Food is a catalyst for connection and comfort, a symbol of culture and collaboration that unites across divides. Its nourishment often goes beyond what we eat, as restaurants across Asia are showing by using food as a basis for enterprises that create social change and transform lives.
Hong Kong-based social enterprise Gingko House empowers elderly people by giving them job opportunities while feeding people experiencing hunger through its Love Project, a programme that provides free meals to beneficiaries, who include homeless people, low-income families, senior residents and those who are unemployed. Thanks to volunteers and donors, 1,000 rice boxes are given out each day among the four venues. “Our main focus is hiring senior citizens with financial and emotional needs,” says Kenneth Choi, Gingko House’s director of business development.

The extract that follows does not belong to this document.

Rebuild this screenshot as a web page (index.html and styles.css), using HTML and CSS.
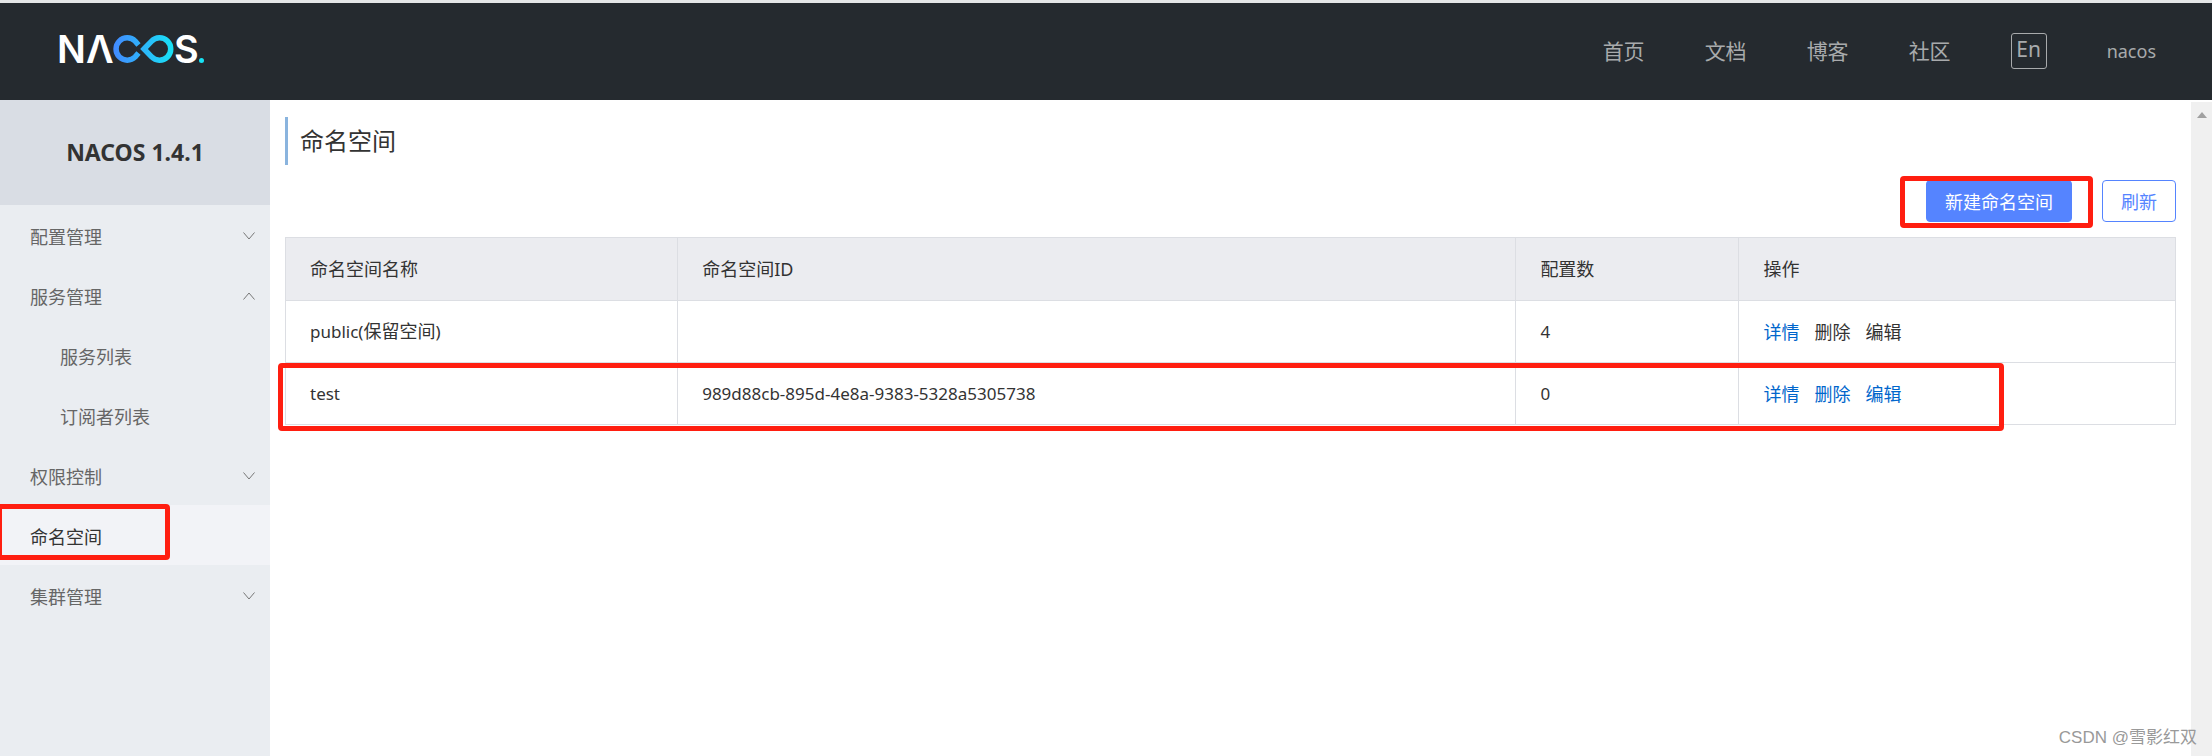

Gingko’s story began when CEO, Joyce Mak, worked for a depression hotline and took a high number of calls from men over the age of 55 who had recently retired. “Whether they retired voluntarily or were forced into retirement, these individuals felt like they had lost their purpose in life,” explains Choi on Mak’s behalf. “The idea was to give them [a sense of] purpose again, and, hopefully, that they would be able to enjoy a fruitful and meaningful life, even after retirement.”
According to the latest census figures, one in five people in the city is elderly. Yet ageism is rife, especially in the workplace, where senior citizens are considered less able. Choi adds, “People will say that they’re too slow or clumsy and keep dropping things, but some of these seniors have years of restaurant experience… and they want to contribute to society.”